__Task to complete__: From the entries that follow, list every line in which the string "components" appears.

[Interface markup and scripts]
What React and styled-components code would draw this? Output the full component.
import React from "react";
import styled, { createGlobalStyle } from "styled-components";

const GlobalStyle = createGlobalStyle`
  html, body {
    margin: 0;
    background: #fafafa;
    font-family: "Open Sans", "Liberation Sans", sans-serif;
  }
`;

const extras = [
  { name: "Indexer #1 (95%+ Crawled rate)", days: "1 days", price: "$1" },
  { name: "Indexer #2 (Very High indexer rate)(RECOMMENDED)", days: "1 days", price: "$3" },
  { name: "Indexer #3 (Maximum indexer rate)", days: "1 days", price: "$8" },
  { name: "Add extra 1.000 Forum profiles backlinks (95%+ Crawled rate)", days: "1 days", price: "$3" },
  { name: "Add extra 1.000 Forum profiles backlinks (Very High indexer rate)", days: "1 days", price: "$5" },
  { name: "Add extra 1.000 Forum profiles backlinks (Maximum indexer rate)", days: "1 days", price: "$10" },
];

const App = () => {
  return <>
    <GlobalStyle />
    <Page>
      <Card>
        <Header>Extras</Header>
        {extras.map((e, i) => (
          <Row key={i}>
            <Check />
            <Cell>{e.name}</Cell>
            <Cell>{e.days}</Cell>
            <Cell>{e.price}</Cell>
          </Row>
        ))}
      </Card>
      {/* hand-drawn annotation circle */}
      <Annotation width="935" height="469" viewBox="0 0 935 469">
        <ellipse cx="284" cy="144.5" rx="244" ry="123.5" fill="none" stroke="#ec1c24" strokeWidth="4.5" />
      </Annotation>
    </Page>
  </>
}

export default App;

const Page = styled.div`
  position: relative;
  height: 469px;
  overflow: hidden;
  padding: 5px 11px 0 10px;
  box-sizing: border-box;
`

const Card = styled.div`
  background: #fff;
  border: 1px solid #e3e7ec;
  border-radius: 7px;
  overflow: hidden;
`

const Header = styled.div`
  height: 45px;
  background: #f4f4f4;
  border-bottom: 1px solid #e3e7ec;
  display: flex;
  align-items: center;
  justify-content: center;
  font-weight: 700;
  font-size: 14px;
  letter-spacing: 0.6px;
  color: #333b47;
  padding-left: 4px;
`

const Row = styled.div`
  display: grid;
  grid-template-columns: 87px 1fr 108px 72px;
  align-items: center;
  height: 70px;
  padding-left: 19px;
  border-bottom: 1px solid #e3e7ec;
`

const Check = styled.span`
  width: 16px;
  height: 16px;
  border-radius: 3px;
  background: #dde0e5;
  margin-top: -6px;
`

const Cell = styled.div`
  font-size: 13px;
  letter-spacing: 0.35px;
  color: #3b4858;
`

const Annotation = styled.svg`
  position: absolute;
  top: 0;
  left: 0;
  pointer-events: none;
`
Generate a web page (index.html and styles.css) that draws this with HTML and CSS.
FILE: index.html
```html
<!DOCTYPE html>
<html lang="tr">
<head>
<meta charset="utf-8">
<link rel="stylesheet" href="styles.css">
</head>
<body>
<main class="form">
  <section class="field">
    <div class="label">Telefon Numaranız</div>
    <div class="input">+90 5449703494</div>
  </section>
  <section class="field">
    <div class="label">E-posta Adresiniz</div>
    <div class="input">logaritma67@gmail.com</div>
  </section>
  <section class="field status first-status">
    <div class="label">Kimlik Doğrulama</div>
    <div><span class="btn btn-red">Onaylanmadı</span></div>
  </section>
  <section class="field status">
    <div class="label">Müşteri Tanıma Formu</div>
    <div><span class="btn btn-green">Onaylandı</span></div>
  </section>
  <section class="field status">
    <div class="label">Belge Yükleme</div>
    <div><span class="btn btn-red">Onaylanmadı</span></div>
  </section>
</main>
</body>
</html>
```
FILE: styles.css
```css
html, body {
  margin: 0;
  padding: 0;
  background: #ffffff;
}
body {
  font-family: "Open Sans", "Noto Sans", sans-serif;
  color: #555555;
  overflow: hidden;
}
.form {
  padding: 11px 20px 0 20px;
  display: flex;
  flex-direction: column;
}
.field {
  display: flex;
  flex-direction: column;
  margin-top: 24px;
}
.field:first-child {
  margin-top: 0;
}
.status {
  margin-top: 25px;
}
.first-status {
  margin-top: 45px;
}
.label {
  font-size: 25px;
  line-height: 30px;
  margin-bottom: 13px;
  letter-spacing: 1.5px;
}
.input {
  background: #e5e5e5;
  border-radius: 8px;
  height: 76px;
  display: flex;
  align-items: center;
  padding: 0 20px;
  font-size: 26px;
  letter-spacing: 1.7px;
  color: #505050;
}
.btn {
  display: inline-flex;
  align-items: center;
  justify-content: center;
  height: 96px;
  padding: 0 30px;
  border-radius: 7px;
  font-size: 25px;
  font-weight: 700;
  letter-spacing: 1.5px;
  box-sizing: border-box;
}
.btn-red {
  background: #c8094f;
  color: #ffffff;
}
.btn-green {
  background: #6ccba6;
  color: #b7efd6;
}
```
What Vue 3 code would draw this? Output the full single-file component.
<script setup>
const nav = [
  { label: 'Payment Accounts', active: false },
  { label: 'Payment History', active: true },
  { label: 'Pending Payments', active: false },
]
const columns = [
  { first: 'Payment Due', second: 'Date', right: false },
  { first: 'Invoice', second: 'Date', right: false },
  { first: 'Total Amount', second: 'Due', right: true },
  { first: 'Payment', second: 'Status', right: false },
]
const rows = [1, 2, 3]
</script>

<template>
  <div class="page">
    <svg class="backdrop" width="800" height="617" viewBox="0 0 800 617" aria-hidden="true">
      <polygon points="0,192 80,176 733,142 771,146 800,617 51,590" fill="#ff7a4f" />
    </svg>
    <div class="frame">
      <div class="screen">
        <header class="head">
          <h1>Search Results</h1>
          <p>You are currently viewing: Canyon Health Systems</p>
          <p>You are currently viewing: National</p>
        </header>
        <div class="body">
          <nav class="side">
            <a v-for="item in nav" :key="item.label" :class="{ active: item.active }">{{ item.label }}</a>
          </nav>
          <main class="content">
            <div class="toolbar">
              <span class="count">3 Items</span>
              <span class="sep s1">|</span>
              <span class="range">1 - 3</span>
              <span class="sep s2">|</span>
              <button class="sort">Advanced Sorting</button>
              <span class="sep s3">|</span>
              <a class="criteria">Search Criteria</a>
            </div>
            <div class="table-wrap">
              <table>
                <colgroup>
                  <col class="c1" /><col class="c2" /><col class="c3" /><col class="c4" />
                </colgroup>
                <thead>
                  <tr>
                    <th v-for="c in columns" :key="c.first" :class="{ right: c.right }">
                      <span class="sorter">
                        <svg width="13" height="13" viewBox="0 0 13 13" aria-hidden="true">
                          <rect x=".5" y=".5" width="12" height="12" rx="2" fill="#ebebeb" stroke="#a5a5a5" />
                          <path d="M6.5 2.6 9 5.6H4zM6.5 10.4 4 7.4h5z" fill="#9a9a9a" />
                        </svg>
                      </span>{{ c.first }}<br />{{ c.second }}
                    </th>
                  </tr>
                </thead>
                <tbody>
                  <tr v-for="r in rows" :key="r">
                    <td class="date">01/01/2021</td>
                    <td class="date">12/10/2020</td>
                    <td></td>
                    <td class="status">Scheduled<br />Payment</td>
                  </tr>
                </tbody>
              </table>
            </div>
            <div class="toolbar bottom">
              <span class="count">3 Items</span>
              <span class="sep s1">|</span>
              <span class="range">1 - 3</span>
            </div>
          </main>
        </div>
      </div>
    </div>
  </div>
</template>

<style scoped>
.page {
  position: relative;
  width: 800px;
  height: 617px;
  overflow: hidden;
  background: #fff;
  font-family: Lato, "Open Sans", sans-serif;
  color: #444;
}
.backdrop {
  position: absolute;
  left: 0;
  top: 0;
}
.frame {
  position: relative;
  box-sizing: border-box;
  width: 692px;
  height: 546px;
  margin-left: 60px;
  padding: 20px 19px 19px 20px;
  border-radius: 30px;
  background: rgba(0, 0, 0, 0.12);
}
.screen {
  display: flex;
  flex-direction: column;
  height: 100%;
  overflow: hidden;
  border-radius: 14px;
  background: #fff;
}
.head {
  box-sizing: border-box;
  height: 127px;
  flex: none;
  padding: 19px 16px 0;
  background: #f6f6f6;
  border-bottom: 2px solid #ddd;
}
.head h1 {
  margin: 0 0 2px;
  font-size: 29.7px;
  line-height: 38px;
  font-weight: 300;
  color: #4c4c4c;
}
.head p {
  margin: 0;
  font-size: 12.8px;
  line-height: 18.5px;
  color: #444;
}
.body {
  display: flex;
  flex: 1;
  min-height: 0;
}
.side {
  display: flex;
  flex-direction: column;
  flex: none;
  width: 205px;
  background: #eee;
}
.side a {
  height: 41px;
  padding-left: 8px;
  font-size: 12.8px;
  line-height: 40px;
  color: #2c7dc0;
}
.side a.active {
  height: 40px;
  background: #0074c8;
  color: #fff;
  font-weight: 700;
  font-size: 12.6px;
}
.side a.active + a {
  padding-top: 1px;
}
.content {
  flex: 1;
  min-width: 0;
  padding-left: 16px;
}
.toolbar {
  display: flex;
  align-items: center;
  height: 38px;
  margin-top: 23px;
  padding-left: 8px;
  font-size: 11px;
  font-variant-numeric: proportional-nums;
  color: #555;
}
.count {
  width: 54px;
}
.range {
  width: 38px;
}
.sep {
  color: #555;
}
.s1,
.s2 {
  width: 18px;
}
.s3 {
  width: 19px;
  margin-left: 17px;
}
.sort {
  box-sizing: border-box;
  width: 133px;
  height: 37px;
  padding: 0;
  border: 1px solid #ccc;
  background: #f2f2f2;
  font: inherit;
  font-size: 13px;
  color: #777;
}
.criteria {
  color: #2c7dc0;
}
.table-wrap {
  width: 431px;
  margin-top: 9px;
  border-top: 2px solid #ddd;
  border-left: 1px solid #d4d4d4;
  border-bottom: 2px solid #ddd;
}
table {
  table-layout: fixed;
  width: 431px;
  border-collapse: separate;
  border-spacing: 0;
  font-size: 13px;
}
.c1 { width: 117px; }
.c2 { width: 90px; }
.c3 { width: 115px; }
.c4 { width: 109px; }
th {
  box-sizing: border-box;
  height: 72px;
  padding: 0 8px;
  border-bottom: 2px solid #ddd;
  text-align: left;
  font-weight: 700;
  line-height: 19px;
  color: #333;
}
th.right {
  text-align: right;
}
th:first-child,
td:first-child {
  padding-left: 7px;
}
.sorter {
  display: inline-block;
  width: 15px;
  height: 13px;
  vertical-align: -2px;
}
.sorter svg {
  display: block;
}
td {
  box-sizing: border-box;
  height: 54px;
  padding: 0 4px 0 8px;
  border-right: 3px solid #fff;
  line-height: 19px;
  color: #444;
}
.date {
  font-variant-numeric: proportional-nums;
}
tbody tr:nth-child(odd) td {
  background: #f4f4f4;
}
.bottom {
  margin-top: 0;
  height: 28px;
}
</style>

__Exercise response__:
What React and styled-components code would draw this? Output the full component.
import styled, { createGlobalStyle } from "styled-components";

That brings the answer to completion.